Lompat ke konten Lompat ke sidebar Lompat ke footer

Pengalaman Seminar UGM - Peran Mahasiswa dalam Pencegahan Ajaran Radikalisme dan Intoleransi di Indonesia

Perkembangan gerakan anti toleransi dan radikalisme makin mengkhawatirkan di negara ini. Hal tersebut menjadi perhatian serius para tokoh agama, akademik dan menjadi bahan pertimbangan untuk memberikan pemahaman kepada mahasiswa, tentang bagaimana peran mahasiswa dalam menghadapi situasi yang terjadi.
http://anwnurwahid.blogspot.com/
Ilustrasi Suasana Seminar di UGM
Sumber : Siedoo.com


Hal tersebut salah satu yang menjadi bahan diskusi dalam acara Studium General seri kuliah MKWU yang diadakan oleh Fakultas Filsafat UGM pada hari Rabu , 4 Desember 2019 lalu, membahas terkait Intoleransi dan Radikalisme, di Gedung Grha Sabha Pramana (GSP) Universitas Gadjah Mada, Yogyakarta. Kegiatan ini diperuntukkan bagi mahasiswa UGM yang mengikuti kelas Mata Kuliah Wajib Umum (MKWU). Mahasiswa dan mahasiswi dari berbagai fakultas di UGM hadir pagi itu memenuhi lantai dua GSP.

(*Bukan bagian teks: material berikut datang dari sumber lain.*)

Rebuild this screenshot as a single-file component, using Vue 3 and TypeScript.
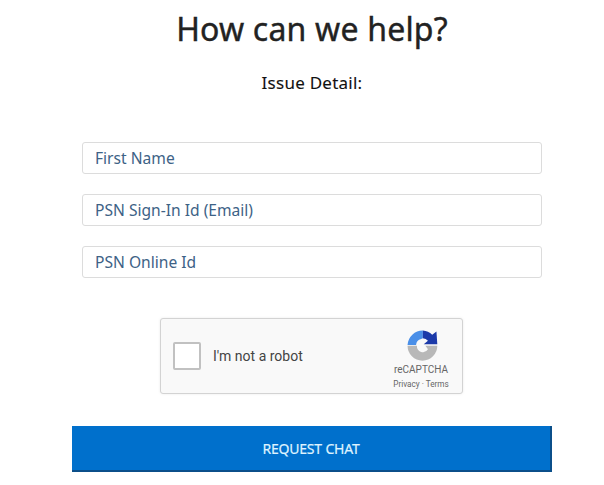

Diskusi publik yang dihadiri mahasiswa dan mahasiswi dari berbagai jurusan serta fakultas tersebut berjalan dengan khidmat. Bapak Ali Fauzi dan Ibu Chusnul Khotimah (Yayasan Keluarga Penyintas) berlaku sebagai narasumber.

Untuk pelaksanaan kali ini, Studium General dilaksanakan dua kali, yakni 4 Desember dan pada 5 Desember 2019 . Hal itu karena jumlah peserta yang terlampau banyak sehingga perlu dibagi menjadi dua kloter.

Tema yang diangkat pada stadium general kali ini yaitu Pencegahan Radikalisme dan Penguatan Identitas Bangsa di Perguruan Tinggi. Kesempatan tersebut menghadirkan mantan teroris, Bapak Ali Fauzi Manzi, salah satu orang yang berperan dalam perkembangan gerakan radikalisme di tahun 1990-an. 

Sekembalinya dari Mindanau untuk belajar membuat bom dari Umar Patek, ia didapuk sebagai kepala instruktur perakitan bom Jamaah Islamiyah. Kemudian, bersama sang kakak Amrozi, ia terlibat aksi bom Bali I. Dirinya juga melatih milisi Ambon dan Poso, hingga kemudian tertangkap pada 2004 di Filipina.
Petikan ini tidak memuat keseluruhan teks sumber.